To be done:
Copy each line of the data below exactly, leaving out pictures.

Given material:
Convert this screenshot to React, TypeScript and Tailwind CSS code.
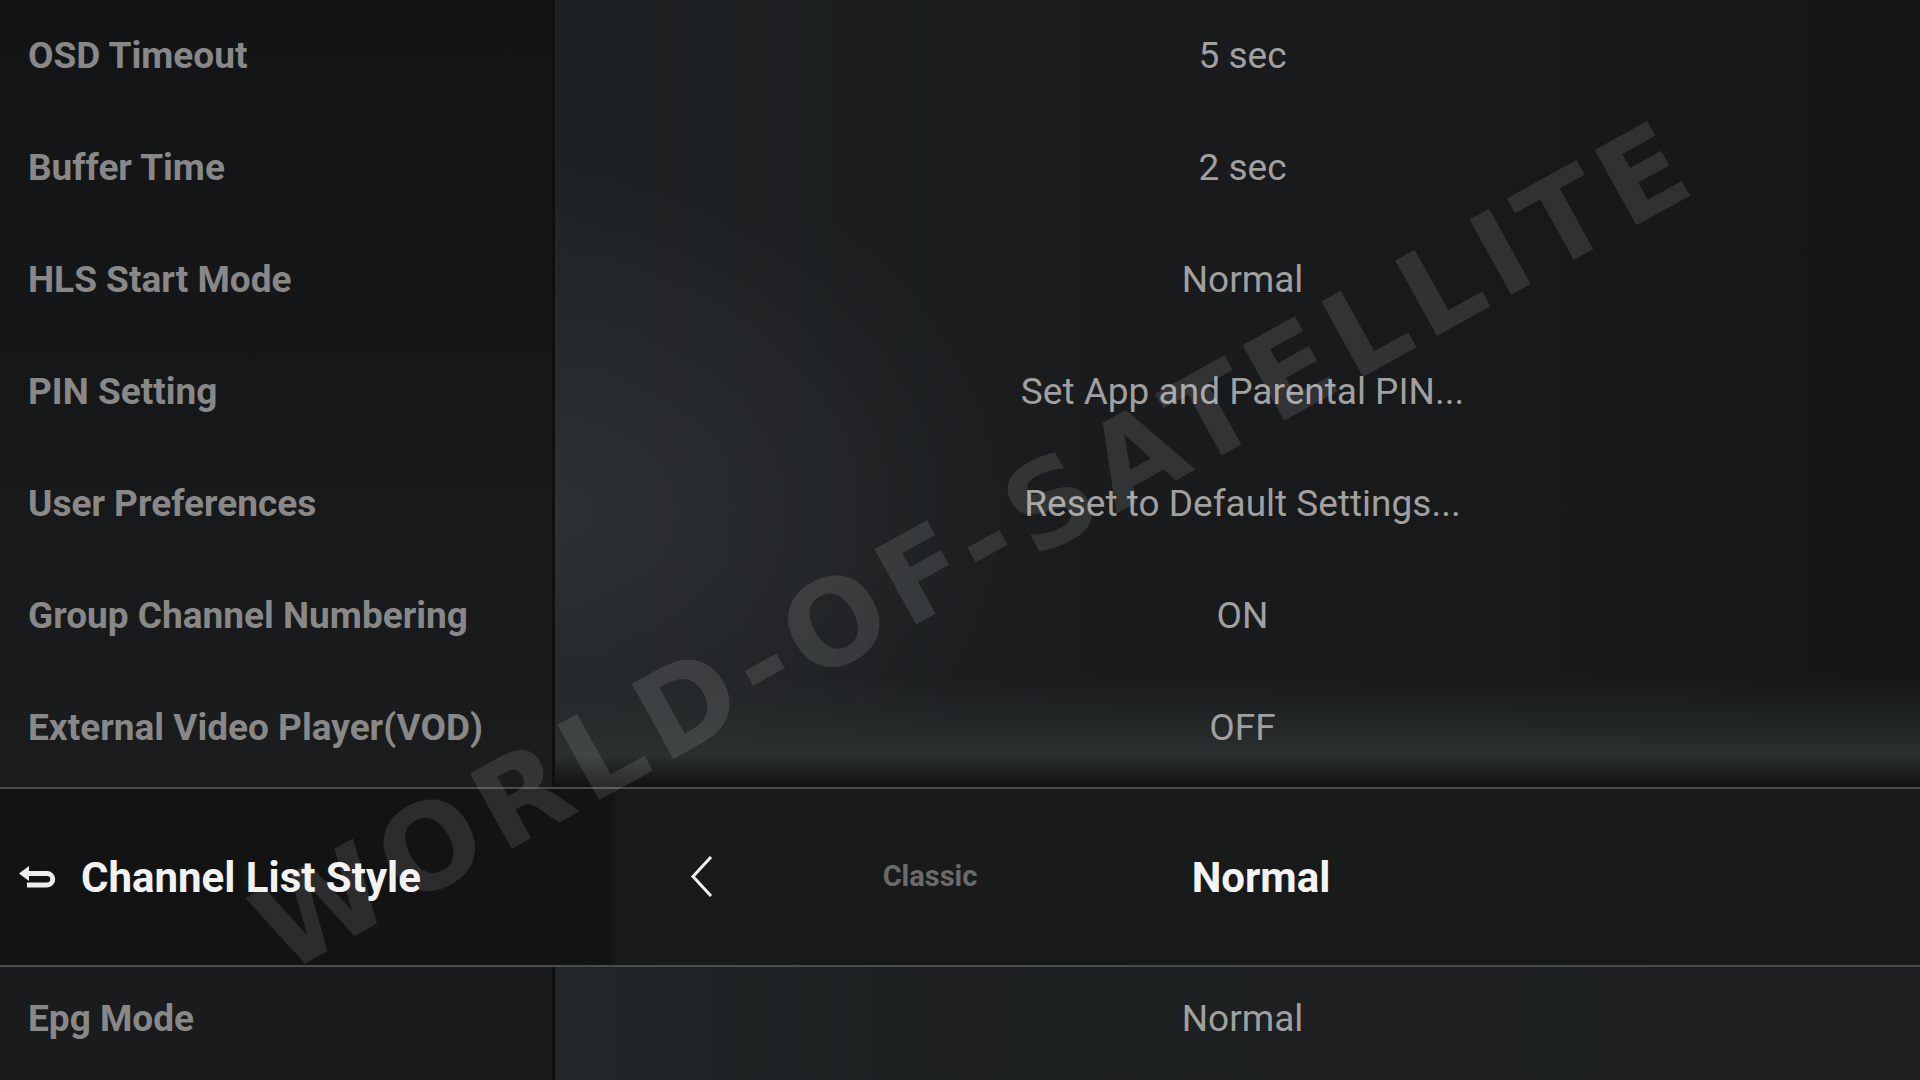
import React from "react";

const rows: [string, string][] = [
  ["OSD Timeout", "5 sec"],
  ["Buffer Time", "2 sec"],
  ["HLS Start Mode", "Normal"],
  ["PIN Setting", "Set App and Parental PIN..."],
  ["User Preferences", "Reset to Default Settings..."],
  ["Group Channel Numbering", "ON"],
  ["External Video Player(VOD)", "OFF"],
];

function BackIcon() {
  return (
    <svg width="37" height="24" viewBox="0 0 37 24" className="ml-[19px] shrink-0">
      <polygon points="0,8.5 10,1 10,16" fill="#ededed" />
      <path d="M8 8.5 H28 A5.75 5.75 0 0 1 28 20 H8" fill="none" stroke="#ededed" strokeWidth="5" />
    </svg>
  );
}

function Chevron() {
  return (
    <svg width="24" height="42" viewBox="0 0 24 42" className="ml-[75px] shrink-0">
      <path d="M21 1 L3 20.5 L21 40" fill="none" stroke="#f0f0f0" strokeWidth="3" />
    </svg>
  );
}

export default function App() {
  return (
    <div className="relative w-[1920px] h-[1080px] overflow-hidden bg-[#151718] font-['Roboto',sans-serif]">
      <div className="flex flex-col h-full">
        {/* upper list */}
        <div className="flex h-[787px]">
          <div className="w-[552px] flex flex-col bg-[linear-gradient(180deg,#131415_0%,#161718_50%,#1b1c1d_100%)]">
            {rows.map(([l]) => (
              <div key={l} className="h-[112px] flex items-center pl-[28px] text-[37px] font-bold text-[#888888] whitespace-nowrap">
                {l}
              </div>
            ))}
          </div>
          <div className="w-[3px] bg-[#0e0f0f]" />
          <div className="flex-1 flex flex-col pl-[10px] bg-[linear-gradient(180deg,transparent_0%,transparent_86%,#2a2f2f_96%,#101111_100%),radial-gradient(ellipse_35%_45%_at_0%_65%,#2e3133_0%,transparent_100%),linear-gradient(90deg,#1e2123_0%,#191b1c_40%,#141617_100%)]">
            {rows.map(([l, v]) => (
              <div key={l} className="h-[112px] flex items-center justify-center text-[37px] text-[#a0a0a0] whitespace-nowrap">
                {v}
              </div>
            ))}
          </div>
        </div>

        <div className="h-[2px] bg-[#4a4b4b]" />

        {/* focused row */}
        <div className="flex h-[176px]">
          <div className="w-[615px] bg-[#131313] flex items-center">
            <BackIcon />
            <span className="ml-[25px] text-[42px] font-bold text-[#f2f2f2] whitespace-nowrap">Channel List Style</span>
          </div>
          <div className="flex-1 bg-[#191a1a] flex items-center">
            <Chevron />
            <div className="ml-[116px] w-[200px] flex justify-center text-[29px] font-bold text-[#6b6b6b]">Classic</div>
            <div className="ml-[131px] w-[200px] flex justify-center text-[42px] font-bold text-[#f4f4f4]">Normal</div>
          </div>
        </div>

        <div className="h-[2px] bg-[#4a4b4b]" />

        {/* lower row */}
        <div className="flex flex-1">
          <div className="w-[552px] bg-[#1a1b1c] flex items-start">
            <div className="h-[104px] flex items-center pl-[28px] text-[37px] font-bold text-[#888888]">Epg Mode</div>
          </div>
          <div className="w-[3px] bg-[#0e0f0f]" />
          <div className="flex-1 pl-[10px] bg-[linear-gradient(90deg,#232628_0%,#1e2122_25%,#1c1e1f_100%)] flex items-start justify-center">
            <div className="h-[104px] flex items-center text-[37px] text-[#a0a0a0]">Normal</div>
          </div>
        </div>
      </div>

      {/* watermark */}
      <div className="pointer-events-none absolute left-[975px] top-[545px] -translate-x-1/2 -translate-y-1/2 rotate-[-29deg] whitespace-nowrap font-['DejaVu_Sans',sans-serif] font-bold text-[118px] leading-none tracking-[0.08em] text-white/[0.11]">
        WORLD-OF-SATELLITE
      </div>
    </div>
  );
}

The output:
Convert this screenshot to React, TypeScript and Tailwind CSS code.
import React from "react";

const rows: [string, string][] = [
  ["OSD Timeout", "5 sec"],
  ["Buffer Time", "2 sec"],
  ["HLS Start Mode", "Normal"],
  ["PIN Setting", "Set App and Parental PIN..."],
  ["User Preferences", "Reset to Default Settings..."],
  ["Group Channel Numbering", "ON"],
  ["External Video Player(VOD)", "OFF"],
];

function BackIcon() {
  return (
    <svg width="37" height="24" viewBox="0 0 37 24" className="ml-[19px] shrink-0">
      <polygon points="0,8.5 10,1 10,16" fill="#ededed" />
      <path d="M8 8.5 H28 A5.75 5.75 0 0 1 28 20 H8" fill="none" stroke="#ededed" strokeWidth="5" />
    </svg>
  );
}

function Chevron() {
  return (
    <svg width="24" height="42" viewBox="0 0 24 42" className="ml-[75px] shrink-0">
      <path d="M21 1 L3 20.5 L21 40" fill="none" stroke="#f0f0f0" strokeWidth="3" />
    </svg>
  );
}

export default function App() {
  return (
    <div className="relative w-[1920px] h-[1080px] overflow-hidden bg-[#151718] font-['Roboto',sans-serif]">
      <div className="flex flex-col h-full">
        {/* upper list */}
        <div className="flex h-[787px]">
          <div className="w-[552px] flex flex-col bg-[linear-gradient(180deg,#131415_0%,#161718_50%,#1b1c1d_100%)]">
            {rows.map(([l]) => (
              <div key={l} className="h-[112px] flex items-center pl-[28px] text-[37px] font-bold text-[#888888] whitespace-nowrap">
                {l}
              </div>
            ))}
          </div>
          <div className="w-[3px] bg-[#0e0f0f]" />
          <div className="flex-1 flex flex-col pl-[10px] bg-[linear-gradient(180deg,transparent_0%,transparent_86%,#2a2f2f_96%,#101111_100%),radial-gradient(ellipse_35%_45%_at_0%_65%,#2e3133_0%,transparent_100%),linear-gradient(90deg,#1e2123_0%,#191b1c_40%,#141617_100%)]">
            {rows.map(([l, v]) => (
              <div key={l} className="h-[112px] flex items-center justify-center text-[37px] text-[#a0a0a0] whitespace-nowrap">
                {v}
              </div>
            ))}
          </div>
        </div>

        <div className="h-[2px] bg-[#4a4b4b]" />

        {/* focused row */}
        <div className="flex h-[176px]">
          <div className="w-[615px] bg-[#131313] flex items-center">
            <BackIcon />
            <span className="ml-[25px] text-[42px] font-bold text-[#f2f2f2] whitespace-nowrap">Channel List Style</span>
          </div>
          <div className="flex-1 bg-[#191a1a] flex items-center">
            <Chevron />
            <div className="ml-[116px] w-[200px] flex justify-center text-[29px] font-bold text-[#6b6b6b]">Classic</div>
            <div className="ml-[131px] w-[200px] flex justify-center text-[42px] font-bold text-[#f4f4f4]">Normal</div>
          </div>
        </div>

        <div className="h-[2px] bg-[#4a4b4b]" />

        {/* lower row */}
        <div className="flex flex-1">
          <div className="w-[552px] bg-[#1a1b1c] flex items-start">
            <div className="h-[104px] flex items-center pl-[28px] text-[37px] font-bold text-[#888888]">Epg Mode</div>
          </div>
          <div className="w-[3px] bg-[#0e0f0f]" />
          <div className="flex-1 pl-[10px] bg-[linear-gradient(90deg,#232628_0%,#1e2122_25%,#1c1e1f_100%)] flex items-start justify-center">
            <div className="h-[104px] flex items-center text-[37px] text-[#a0a0a0]">Normal</div>
          </div>
        </div>
      </div>

      {/* watermark */}
      <div className="pointer-events-none absolute left-[975px] top-[545px] -translate-x-1/2 -translate-y-1/2 rotate-[-29deg] whitespace-nowrap font-['DejaVu_Sans',sans-serif] font-bold text-[118px] leading-none tracking-[0.08em] text-white/[0.11]">
        WORLD-OF-SATELLITE
      </div>
    </div>
  );
}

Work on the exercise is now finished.